→ TO DO
Copy everything in the data below exactly except the pictures.

→ SOURCE DATA
········

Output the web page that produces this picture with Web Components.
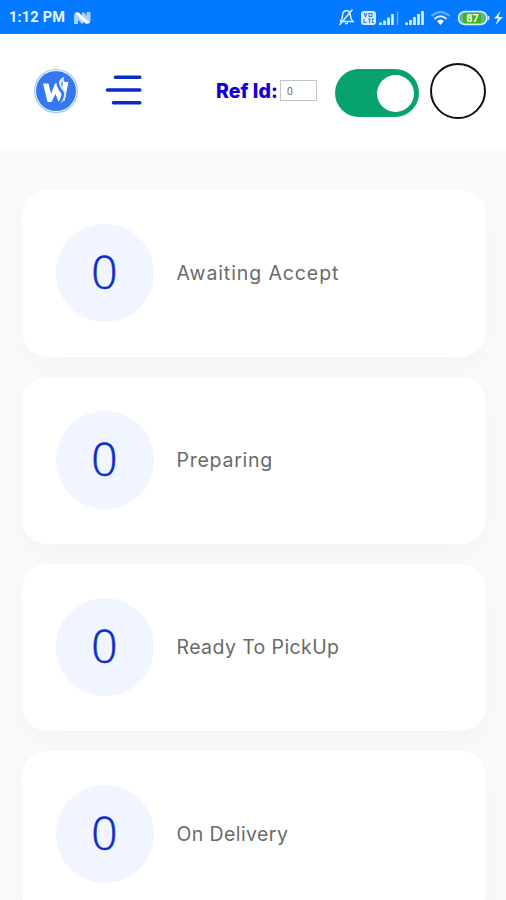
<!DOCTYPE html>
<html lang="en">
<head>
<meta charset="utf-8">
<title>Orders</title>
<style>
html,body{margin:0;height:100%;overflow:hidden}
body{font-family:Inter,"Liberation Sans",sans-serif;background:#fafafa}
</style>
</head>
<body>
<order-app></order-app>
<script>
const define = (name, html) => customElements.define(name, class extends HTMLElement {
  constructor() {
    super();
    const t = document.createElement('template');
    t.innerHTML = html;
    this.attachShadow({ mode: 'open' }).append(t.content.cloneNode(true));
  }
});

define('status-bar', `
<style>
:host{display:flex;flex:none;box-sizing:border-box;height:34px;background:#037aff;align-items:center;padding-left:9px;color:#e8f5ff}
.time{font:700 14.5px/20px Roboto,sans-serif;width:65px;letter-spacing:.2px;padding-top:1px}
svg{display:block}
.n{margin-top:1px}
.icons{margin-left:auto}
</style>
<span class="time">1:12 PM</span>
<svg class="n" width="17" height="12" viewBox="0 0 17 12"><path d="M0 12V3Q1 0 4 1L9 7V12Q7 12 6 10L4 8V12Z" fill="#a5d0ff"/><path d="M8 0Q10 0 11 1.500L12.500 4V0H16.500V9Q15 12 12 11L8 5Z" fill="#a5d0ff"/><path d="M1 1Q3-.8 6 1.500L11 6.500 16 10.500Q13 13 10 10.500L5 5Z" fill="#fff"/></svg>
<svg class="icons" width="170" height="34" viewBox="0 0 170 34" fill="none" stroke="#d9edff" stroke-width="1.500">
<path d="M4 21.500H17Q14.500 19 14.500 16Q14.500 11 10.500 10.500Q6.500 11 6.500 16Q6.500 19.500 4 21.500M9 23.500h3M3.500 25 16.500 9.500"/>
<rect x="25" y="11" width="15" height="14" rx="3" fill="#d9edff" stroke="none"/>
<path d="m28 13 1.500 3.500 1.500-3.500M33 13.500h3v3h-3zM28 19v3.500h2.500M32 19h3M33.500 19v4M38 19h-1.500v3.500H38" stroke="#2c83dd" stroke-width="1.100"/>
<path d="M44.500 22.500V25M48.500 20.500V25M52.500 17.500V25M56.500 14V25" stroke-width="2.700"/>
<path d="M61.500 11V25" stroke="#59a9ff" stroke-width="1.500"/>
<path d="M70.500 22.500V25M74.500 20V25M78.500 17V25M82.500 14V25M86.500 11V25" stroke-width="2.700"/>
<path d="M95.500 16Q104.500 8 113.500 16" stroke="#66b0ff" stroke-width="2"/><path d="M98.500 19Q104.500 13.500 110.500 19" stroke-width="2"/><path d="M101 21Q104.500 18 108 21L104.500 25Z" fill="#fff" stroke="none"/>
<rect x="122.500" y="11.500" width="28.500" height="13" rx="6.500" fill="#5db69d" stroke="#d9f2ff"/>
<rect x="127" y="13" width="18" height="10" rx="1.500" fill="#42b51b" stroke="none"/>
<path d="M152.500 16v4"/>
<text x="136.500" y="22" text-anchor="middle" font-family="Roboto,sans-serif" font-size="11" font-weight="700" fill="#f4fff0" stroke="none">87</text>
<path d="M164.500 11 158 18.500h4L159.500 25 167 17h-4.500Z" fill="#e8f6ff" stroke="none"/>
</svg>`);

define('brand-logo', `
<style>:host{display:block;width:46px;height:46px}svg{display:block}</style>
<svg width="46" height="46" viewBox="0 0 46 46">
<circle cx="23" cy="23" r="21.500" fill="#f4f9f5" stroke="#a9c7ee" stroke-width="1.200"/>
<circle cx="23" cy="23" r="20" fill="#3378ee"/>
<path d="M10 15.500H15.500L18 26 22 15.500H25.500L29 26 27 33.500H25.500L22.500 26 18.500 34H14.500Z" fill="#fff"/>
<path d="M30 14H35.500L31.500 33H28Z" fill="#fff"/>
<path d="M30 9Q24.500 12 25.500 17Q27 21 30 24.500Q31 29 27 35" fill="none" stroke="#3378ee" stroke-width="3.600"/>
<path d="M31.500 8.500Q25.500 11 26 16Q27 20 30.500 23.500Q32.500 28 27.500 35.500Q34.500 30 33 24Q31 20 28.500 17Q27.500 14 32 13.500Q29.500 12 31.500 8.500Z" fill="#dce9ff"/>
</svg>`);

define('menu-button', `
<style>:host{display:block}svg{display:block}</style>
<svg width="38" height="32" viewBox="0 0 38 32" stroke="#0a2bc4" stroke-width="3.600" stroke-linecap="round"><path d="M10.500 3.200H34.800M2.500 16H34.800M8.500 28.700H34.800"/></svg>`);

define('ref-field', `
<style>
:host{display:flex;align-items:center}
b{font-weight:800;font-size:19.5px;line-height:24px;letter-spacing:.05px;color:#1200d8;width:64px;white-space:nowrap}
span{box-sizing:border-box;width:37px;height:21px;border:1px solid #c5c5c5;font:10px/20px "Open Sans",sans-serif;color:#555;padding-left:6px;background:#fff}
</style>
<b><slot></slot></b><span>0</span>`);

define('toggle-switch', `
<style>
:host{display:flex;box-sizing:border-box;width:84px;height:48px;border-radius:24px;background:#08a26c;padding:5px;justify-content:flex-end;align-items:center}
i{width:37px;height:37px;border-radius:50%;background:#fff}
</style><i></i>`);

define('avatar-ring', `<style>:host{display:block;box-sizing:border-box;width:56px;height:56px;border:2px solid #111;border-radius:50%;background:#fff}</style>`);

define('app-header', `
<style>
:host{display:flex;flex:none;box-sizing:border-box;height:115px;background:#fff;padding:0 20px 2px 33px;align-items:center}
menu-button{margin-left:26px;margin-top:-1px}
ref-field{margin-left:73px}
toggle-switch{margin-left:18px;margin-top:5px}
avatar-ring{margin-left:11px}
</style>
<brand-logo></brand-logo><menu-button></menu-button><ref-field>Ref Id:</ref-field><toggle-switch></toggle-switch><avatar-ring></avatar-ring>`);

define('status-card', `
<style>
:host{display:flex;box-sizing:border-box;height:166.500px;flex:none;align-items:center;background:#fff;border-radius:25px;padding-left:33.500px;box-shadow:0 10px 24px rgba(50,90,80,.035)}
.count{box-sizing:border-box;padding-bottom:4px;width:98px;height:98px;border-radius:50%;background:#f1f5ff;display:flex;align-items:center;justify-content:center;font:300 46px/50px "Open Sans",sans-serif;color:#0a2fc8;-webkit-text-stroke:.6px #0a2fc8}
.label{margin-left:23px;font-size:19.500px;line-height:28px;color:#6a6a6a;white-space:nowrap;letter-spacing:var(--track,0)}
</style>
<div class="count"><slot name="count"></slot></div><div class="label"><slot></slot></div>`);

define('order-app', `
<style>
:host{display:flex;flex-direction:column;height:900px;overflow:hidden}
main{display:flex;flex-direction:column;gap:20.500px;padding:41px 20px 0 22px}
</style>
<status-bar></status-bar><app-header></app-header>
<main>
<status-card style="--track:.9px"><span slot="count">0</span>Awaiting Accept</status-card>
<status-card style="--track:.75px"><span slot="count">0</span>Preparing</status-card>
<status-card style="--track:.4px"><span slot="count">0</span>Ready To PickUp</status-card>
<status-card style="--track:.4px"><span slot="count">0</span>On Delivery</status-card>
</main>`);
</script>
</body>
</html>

········

→ TASK ANSWER
Output the web page that produces this picture with Web Components.
<!DOCTYPE html>
<html lang="en">
<head>
<meta charset="utf-8">
<title>Orders</title>
<style>
html,body{margin:0;height:100%;overflow:hidden}
body{font-family:Inter,"Liberation Sans",sans-serif;background:#fafafa}
</style>
</head>
<body>
<order-app></order-app>
<script>
const define = (name, html) => customElements.define(name, class extends HTMLElement {
  constructor() {
    super();
    const t = document.createElement('template');
    t.innerHTML = html;
    this.attachShadow({ mode: 'open' }).append(t.content.cloneNode(true));
  }
});

define('status-bar', `
<style>
:host{display:flex;flex:none;box-sizing:border-box;height:34px;background:#037aff;align-items:center;padding-left:9px;color:#e8f5ff}
.time{font:700 14.5px/20px Roboto,sans-serif;width:65px;letter-spacing:.2px;padding-top:1px}
svg{display:block}
.n{margin-top:1px}
.icons{margin-left:auto}
</style>
<span class="time">1:12 PM</span>
<svg class="n" width="17" height="12" viewBox="0 0 17 12"><path d="M0 12V3Q1 0 4 1L9 7V12Q7 12 6 10L4 8V12Z" fill="#a5d0ff"/><path d="M8 0Q10 0 11 1.500L12.500 4V0H16.500V9Q15 12 12 11L8 5Z" fill="#a5d0ff"/><path d="M1 1Q3-.8 6 1.500L11 6.500 16 10.500Q13 13 10 10.500L5 5Z" fill="#fff"/></svg>
<svg class="icons" width="170" height="34" viewBox="0 0 170 34" fill="none" stroke="#d9edff" stroke-width="1.500">
<path d="M4 21.500H17Q14.500 19 14.500 16Q14.500 11 10.500 10.500Q6.500 11 6.500 16Q6.500 19.500 4 21.500M9 23.500h3M3.500 25 16.500 9.500"/>
<rect x="25" y="11" width="15" height="14" rx="3" fill="#d9edff" stroke="none"/>
<path d="m28 13 1.500 3.500 1.500-3.500M33 13.500h3v3h-3zM28 19v3.500h2.500M32 19h3M33.500 19v4M38 19h-1.500v3.500H38" stroke="#2c83dd" stroke-width="1.100"/>
<path d="M44.500 22.500V25M48.500 20.500V25M52.500 17.500V25M56.500 14V25" stroke-width="2.700"/>
<path d="M61.500 11V25" stroke="#59a9ff" stroke-width="1.500"/>
<path d="M70.500 22.500V25M74.500 20V25M78.500 17V25M82.500 14V25M86.500 11V25" stroke-width="2.700"/>
<path d="M95.500 16Q104.500 8 113.500 16" stroke="#66b0ff" stroke-width="2"/><path d="M98.500 19Q104.500 13.500 110.500 19" stroke-width="2"/><path d="M101 21Q104.500 18 108 21L104.500 25Z" fill="#fff" stroke="none"/>
<rect x="122.500" y="11.500" width="28.500" height="13" rx="6.500" fill="#5db69d" stroke="#d9f2ff"/>
<rect x="127" y="13" width="18" height="10" rx="1.500" fill="#42b51b" stroke="none"/>
<path d="M152.500 16v4"/>
<text x="136.500" y="22" text-anchor="middle" font-family="Roboto,sans-serif" font-size="11" font-weight="700" fill="#f4fff0" stroke="none">87</text>
<path d="M164.500 11 158 18.500h4L159.500 25 167 17h-4.500Z" fill="#e8f6ff" stroke="none"/>
</svg>`);

define('brand-logo', `
<style>:host{display:block;width:46px;height:46px}svg{display:block}</style>
<svg width="46" height="46" viewBox="0 0 46 46">
<circle cx="23" cy="23" r="21.500" fill="#f4f9f5" stroke="#a9c7ee" stroke-width="1.200"/>
<circle cx="23" cy="23" r="20" fill="#3378ee"/>
<path d="M10 15.500H15.500L18 26 22 15.500H25.500L29 26 27 33.500H25.500L22.500 26 18.500 34H14.500Z" fill="#fff"/>
<path d="M30 14H35.500L31.500 33H28Z" fill="#fff"/>
<path d="M30 9Q24.500 12 25.500 17Q27 21 30 24.500Q31 29 27 35" fill="none" stroke="#3378ee" stroke-width="3.600"/>
<path d="M31.500 8.500Q25.500 11 26 16Q27 20 30.500 23.500Q32.500 28 27.500 35.500Q34.500 30 33 24Q31 20 28.500 17Q27.500 14 32 13.500Q29.500 12 31.500 8.500Z" fill="#dce9ff"/>
</svg>`);

define('menu-button', `
<style>:host{display:block}svg{display:block}</style>
<svg width="38" height="32" viewBox="0 0 38 32" stroke="#0a2bc4" stroke-width="3.600" stroke-linecap="round"><path d="M10.500 3.200H34.800M2.500 16H34.800M8.500 28.700H34.800"/></svg>`);

define('ref-field', `
<style>
:host{display:flex;align-items:center}
b{font-weight:800;font-size:19.5px;line-height:24px;letter-spacing:.05px;color:#1200d8;width:64px;white-space:nowrap}
span{box-sizing:border-box;width:37px;height:21px;border:1px solid #c5c5c5;font:10px/20px "Open Sans",sans-serif;color:#555;padding-left:6px;background:#fff}
</style>
<b><slot></slot></b><span>0</span>`);

define('toggle-switch', `
<style>
:host{display:flex;box-sizing:border-box;width:84px;height:48px;border-radius:24px;background:#08a26c;padding:5px;justify-content:flex-end;align-items:center}
i{width:37px;height:37px;border-radius:50%;background:#fff}
</style><i></i>`);

define('avatar-ring', `<style>:host{display:block;box-sizing:border-box;width:56px;height:56px;border:2px solid #111;border-radius:50%;background:#fff}</style>`);

define('app-header', `
<style>
:host{display:flex;flex:none;box-sizing:border-box;height:115px;background:#fff;padding:0 20px 2px 33px;align-items:center}
menu-button{margin-left:26px;margin-top:-1px}
ref-field{margin-left:73px}
toggle-switch{margin-left:18px;margin-top:5px}
avatar-ring{margin-left:11px}
</style>
<brand-logo></brand-logo><menu-button></menu-button><ref-field>Ref Id:</ref-field><toggle-switch></toggle-switch><avatar-ring></avatar-ring>`);

define('status-card', `
<style>
:host{display:flex;box-sizing:border-box;height:166.500px;flex:none;align-items:center;background:#fff;border-radius:25px;padding-left:33.500px;box-shadow:0 10px 24px rgba(50,90,80,.035)}
.count{box-sizing:border-box;padding-bottom:4px;width:98px;height:98px;border-radius:50%;background:#f1f5ff;display:flex;align-items:center;justify-content:center;font:300 46px/50px "Open Sans",sans-serif;color:#0a2fc8;-webkit-text-stroke:.6px #0a2fc8}
.label{margin-left:23px;font-size:19.500px;line-height:28px;color:#6a6a6a;white-space:nowrap;letter-spacing:var(--track,0)}
</style>
<div class="count"><slot name="count"></slot></div><div class="label"><slot></slot></div>`);

define('order-app', `
<style>
:host{display:flex;flex-direction:column;height:900px;overflow:hidden}
main{display:flex;flex-direction:column;gap:20.500px;padding:41px 20px 0 22px}
</style>
<status-bar></status-bar><app-header></app-header>
<main>
<status-card style="--track:.9px"><span slot="count">0</span>Awaiting Accept</status-card>
<status-card style="--track:.75px"><span slot="count">0</span>Preparing</status-card>
<status-card style="--track:.4px"><span slot="count">0</span>Ready To PickUp</status-card>
<status-card style="--track:.4px"><span slot="count">0</span>On Delivery</status-card>
</main>`);
</script>
</body>
</html>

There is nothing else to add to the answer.